[PROBLEM]: Go through the data below line by line and count those containing the word "code". Reply with the count only.
>> begin
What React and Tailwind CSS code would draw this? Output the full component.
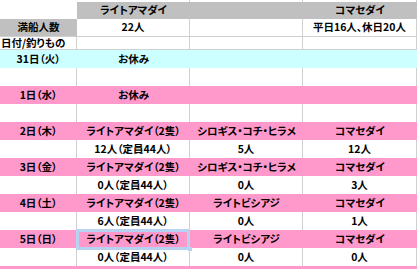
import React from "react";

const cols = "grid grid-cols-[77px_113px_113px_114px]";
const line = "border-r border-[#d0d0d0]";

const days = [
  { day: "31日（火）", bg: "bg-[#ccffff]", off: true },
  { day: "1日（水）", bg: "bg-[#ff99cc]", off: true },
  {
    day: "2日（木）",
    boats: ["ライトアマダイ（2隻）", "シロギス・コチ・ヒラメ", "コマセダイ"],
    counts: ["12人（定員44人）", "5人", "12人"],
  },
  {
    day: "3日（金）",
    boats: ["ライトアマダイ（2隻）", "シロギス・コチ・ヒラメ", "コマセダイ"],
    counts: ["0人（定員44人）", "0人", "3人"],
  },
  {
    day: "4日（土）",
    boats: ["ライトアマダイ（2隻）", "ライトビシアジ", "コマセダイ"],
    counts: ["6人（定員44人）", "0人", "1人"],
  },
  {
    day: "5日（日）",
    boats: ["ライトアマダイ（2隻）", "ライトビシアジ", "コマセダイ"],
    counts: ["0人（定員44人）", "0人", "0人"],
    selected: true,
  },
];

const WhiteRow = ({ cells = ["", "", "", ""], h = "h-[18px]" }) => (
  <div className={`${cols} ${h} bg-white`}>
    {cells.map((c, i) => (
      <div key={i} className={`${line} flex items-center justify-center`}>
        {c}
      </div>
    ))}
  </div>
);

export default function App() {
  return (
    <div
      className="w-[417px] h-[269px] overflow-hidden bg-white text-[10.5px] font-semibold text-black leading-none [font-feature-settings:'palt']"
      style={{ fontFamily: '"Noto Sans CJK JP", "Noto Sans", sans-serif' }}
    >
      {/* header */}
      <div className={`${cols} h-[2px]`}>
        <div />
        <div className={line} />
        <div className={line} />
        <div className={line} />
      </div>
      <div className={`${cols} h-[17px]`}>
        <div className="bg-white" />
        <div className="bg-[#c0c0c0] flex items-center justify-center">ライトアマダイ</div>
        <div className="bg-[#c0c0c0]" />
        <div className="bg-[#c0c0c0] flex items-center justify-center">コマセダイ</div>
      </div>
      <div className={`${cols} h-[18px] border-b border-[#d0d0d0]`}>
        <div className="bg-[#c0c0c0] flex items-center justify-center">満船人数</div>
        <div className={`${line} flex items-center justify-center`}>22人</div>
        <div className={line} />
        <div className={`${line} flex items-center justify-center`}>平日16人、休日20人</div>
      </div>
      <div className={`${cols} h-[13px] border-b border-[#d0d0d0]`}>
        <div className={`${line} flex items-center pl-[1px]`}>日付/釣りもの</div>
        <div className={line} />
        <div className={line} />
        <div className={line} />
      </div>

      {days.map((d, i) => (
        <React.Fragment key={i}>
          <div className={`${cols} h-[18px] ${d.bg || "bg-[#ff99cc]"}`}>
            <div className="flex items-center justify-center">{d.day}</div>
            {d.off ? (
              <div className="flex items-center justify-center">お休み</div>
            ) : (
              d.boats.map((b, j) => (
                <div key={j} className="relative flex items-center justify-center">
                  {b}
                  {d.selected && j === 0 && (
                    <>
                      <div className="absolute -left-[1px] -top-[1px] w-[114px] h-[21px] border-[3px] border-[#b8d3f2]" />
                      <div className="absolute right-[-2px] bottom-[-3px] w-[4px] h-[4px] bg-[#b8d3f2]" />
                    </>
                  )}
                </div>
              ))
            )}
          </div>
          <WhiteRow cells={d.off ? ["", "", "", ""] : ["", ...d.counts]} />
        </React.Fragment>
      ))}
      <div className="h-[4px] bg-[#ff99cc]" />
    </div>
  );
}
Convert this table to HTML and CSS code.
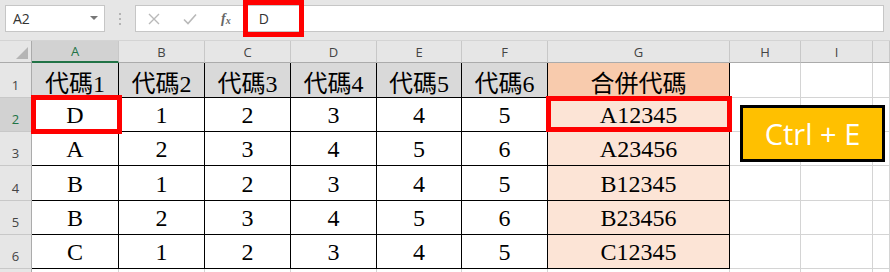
>> end
[OUTPUT]: 2